INSTRUCTIONS TO FOLLOW -
Comb the records below for the string "screenshot" and copy each line where it turns up.

DATA IN THIS EXERCISE -
..........

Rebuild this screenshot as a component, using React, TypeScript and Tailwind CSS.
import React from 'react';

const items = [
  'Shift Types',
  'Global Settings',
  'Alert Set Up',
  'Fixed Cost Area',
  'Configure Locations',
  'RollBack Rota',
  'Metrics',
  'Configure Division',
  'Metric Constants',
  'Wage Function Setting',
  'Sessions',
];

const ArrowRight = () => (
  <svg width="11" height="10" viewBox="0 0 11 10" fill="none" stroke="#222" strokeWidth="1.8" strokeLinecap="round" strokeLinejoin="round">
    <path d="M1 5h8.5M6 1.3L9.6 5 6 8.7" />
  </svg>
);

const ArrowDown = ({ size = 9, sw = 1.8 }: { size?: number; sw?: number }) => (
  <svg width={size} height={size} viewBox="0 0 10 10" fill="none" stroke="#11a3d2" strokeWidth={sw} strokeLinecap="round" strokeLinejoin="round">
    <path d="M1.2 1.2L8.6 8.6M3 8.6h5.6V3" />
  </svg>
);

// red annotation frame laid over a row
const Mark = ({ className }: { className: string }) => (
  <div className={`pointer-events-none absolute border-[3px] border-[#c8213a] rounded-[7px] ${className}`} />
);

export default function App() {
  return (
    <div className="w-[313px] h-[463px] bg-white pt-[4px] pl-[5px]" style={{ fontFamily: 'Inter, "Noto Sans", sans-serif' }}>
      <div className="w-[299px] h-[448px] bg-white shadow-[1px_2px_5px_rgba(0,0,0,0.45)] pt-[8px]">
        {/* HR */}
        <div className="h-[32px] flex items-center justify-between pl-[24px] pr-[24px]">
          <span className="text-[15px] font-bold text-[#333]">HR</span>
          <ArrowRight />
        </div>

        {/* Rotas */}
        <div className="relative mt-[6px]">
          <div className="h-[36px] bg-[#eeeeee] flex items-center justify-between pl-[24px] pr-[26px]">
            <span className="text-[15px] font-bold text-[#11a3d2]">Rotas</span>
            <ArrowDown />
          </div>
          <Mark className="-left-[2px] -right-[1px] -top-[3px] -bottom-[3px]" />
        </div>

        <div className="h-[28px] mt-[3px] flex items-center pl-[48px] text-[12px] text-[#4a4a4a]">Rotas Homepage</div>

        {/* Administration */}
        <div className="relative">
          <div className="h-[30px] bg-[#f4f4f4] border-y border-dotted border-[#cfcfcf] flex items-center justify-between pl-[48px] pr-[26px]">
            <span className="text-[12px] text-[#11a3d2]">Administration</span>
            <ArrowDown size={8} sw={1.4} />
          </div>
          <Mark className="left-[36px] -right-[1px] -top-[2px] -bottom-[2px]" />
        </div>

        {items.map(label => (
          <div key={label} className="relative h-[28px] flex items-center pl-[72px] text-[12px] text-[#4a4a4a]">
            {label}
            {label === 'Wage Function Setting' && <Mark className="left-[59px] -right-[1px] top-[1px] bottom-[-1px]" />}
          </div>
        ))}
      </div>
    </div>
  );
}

..........

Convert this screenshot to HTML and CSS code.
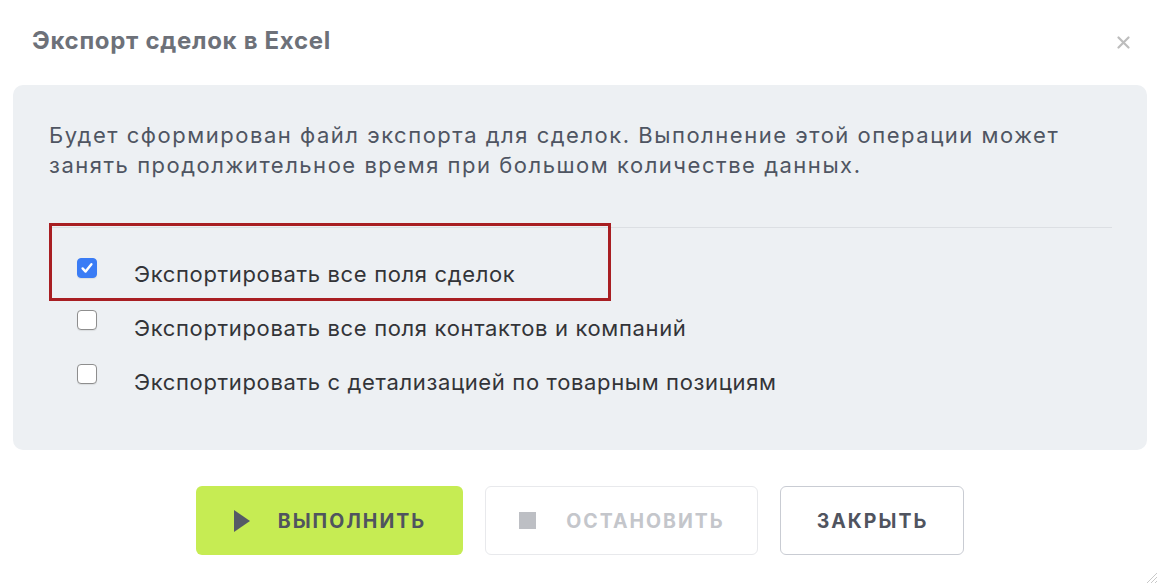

..........

IN RESPONSE -
Rebuild this screenshot as a component, using React, TypeScript and Tailwind CSS.
Convert this screenshot to HTML and CSS code.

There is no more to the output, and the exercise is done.